DATA SECTION:
┌──
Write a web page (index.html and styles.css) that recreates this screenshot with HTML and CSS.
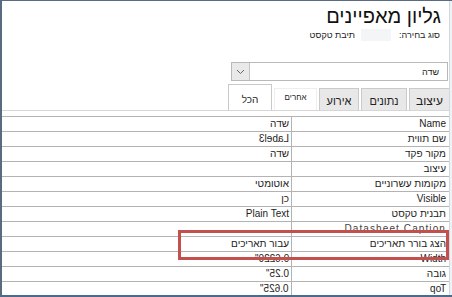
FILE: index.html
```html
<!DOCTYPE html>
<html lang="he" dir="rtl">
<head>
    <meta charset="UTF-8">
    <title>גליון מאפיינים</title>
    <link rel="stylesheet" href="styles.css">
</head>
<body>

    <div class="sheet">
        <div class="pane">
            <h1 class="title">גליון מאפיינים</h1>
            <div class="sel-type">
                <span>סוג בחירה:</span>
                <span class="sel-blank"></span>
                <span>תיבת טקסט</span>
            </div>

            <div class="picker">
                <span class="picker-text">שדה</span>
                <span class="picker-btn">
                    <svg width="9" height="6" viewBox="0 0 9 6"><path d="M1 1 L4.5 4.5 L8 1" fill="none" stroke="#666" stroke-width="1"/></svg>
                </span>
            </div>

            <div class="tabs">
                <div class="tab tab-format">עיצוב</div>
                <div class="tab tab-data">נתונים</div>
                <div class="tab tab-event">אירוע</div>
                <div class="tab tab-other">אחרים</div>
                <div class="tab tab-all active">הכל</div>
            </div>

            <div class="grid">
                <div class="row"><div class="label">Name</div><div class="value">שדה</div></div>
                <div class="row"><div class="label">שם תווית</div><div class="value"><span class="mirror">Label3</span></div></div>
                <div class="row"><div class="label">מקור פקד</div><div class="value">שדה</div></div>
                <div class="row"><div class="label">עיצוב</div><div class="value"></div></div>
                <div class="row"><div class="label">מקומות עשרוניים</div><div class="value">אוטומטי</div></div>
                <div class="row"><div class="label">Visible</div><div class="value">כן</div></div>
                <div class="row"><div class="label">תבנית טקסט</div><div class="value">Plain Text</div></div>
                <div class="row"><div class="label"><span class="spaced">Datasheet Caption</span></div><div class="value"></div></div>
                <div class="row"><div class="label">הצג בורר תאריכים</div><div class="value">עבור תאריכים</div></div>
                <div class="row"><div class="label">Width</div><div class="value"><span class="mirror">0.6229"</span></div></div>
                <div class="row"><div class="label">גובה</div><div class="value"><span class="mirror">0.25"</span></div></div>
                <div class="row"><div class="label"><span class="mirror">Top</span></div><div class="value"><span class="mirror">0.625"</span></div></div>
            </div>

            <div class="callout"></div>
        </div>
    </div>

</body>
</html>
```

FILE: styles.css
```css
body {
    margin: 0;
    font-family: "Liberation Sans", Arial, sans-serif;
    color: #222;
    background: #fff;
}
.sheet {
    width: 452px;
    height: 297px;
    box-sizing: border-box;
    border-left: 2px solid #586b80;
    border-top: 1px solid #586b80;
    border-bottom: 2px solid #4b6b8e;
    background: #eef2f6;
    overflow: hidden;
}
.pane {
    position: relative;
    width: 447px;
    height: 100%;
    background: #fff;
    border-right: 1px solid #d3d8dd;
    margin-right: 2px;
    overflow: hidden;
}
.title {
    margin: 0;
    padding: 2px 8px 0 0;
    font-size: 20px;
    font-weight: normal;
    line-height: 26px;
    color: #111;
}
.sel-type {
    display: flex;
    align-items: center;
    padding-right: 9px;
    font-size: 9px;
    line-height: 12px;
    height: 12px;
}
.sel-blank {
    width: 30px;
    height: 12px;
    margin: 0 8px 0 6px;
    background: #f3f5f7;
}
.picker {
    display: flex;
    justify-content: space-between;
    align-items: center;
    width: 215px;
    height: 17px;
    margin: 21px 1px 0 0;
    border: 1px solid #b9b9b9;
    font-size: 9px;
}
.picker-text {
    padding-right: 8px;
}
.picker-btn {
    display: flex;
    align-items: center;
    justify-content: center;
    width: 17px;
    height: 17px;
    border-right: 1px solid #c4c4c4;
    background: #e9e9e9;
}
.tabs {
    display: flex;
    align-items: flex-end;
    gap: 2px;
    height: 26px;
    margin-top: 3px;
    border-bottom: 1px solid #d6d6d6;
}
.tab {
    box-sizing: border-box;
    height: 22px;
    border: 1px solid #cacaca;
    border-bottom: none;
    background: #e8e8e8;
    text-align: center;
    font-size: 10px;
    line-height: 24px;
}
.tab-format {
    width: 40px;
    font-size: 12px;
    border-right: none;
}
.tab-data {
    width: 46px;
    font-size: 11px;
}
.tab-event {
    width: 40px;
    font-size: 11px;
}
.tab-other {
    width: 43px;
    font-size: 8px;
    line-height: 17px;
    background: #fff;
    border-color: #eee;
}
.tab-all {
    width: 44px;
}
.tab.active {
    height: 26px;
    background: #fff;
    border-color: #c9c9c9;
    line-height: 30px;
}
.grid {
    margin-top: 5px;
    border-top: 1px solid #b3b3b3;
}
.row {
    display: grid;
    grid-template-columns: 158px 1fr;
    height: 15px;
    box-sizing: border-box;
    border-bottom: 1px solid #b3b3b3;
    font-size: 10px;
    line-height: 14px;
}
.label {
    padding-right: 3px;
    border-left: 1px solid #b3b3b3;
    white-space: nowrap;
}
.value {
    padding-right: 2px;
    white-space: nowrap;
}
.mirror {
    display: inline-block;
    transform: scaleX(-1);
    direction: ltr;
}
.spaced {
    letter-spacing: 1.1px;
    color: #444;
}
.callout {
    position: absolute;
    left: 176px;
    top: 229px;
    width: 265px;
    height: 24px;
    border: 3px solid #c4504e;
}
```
└──
Keep every word of the data as it is when you write it out, but drop the pictures.

Write a web page (index.html and styles.css) that recreates this screenshot with HTML and CSS.
FILE: index.html
```html
<!DOCTYPE html>
<html lang="he" dir="rtl">
<head>
    <meta charset="UTF-8">
    <title>גליון מאפיינים</title>
    <link rel="stylesheet" href="styles.css">
</head>
<body>

    <div class="sheet">
        <div class="pane">
            <h1 class="title">גליון מאפיינים</h1>
            <div class="sel-type">
                <span>סוג בחירה:</span>
                <span class="sel-blank"></span>
                <span>תיבת טקסט</span>
            </div>

            <div class="picker">
                <span class="picker-text">שדה</span>
                <span class="picker-btn">
                    <svg width="9" height="6" viewBox="0 0 9 6"><path d="M1 1 L4.5 4.5 L8 1" fill="none" stroke="#666" stroke-width="1"/></svg>
                </span>
            </div>

            <div class="tabs">
                <div class="tab tab-format">עיצוב</div>
                <div class="tab tab-data">נתונים</div>
                <div class="tab tab-event">אירוע</div>
                <div class="tab tab-other">אחרים</div>
                <div class="tab tab-all active">הכל</div>
            </div>

            <div class="grid">
                <div class="row"><div class="label">Name</div><div class="value">שדה</div></div>
                <div class="row"><div class="label">שם תווית</div><div class="value"><span class="mirror">Label3</span></div></div>
                <div class="row"><div class="label">מקור פקד</div><div class="value">שדה</div></div>
                <div class="row"><div class="label">עיצוב</div><div class="value"></div></div>
                <div class="row"><div class="label">מקומות עשרוניים</div><div class="value">אוטומטי</div></div>
                <div class="row"><div class="label">Visible</div><div class="value">כן</div></div>
                <div class="row"><div class="label">תבנית טקסט</div><div class="value">Plain Text</div></div>
                <div class="row"><div class="label"><span class="spaced">Datasheet Caption</span></div><div class="value"></div></div>
                <div class="row"><div class="label">הצג בורר תאריכים</div><div class="value">עבור תאריכים</div></div>
                <div class="row"><div class="label">Width</div><div class="value"><span class="mirror">0.6229"</span></div></div>
                <div class="row"><div class="label">גובה</div><div class="value"><span class="mirror">0.25"</span></div></div>
                <div class="row"><div class="label"><span class="mirror">Top</span></div><div class="value"><span class="mirror">0.625"</span></div></div>
            </div>

            <div class="callout"></div>
        </div>
    </div>

</body>
</html>
```

FILE: styles.css
```css
body {
    margin: 0;
    font-family: "Liberation Sans", Arial, sans-serif;
    color: #222;
    background: #fff;
}
.sheet {
    width: 452px;
    height: 297px;
    box-sizing: border-box;
    border-left: 2px solid #586b80;
    border-top: 1px solid #586b80;
    border-bottom: 2px solid #4b6b8e;
    background: #eef2f6;
    overflow: hidden;
}
.pane {
    position: relative;
    width: 447px;
    height: 100%;
    background: #fff;
    border-right: 1px solid #d3d8dd;
    margin-right: 2px;
    overflow: hidden;
}
.title {
    margin: 0;
    padding: 2px 8px 0 0;
    font-size: 20px;
    font-weight: normal;
    line-height: 26px;
    color: #111;
}
.sel-type {
    display: flex;
    align-items: center;
    padding-right: 9px;
    font-size: 9px;
    line-height: 12px;
    height: 12px;
}
.sel-blank {
    width: 30px;
    height: 12px;
    margin: 0 8px 0 6px;
    background: #f3f5f7;
}
.picker {
    display: flex;
    justify-content: space-between;
    align-items: center;
    width: 215px;
    height: 17px;
    margin: 21px 1px 0 0;
    border: 1px solid #b9b9b9;
    font-size: 9px;
}
.picker-text {
    padding-right: 8px;
}
.picker-btn {
    display: flex;
    align-items: center;
    justify-content: center;
    width: 17px;
    height: 17px;
    border-right: 1px solid #c4c4c4;
    background: #e9e9e9;
}
.tabs {
    display: flex;
    align-items: flex-end;
    gap: 2px;
    height: 26px;
    margin-top: 3px;
    border-bottom: 1px solid #d6d6d6;
}
.tab {
    box-sizing: border-box;
    height: 22px;
    border: 1px solid #cacaca;
    border-bottom: none;
    background: #e8e8e8;
    text-align: center;
    font-size: 10px;
    line-height: 24px;
}
.tab-format {
    width: 40px;
    font-size: 12px;
    border-right: none;
}
.tab-data {
    width: 46px;
    font-size: 11px;
}
.tab-event {
    width: 40px;
    font-size: 11px;
}
.tab-other {
    width: 43px;
    font-size: 8px;
    line-height: 17px;
    background: #fff;
    border-color: #eee;
}
.tab-all {
    width: 44px;
}
.tab.active {
    height: 26px;
    background: #fff;
    border-color: #c9c9c9;
    line-height: 30px;
}
.grid {
    margin-top: 5px;
    border-top: 1px solid #b3b3b3;
}
.row {
    display: grid;
    grid-template-columns: 158px 1fr;
    height: 15px;
    box-sizing: border-box;
    border-bottom: 1px solid #b3b3b3;
    font-size: 10px;
    line-height: 14px;
}
.label {
    padding-right: 3px;
    border-left: 1px solid #b3b3b3;
    white-space: nowrap;
}
.value {
    padding-right: 2px;
    white-space: nowrap;
}
.mirror {
    display: inline-block;
    transform: scaleX(-1);
    direction: ltr;
}
.spaced {
    letter-spacing: 1.1px;
    color: #444;
}
.callout {
    position: absolute;
    left: 176px;
    top: 229px;
    width: 265px;
    height: 24px;
    border: 3px solid #c4504e;
}
```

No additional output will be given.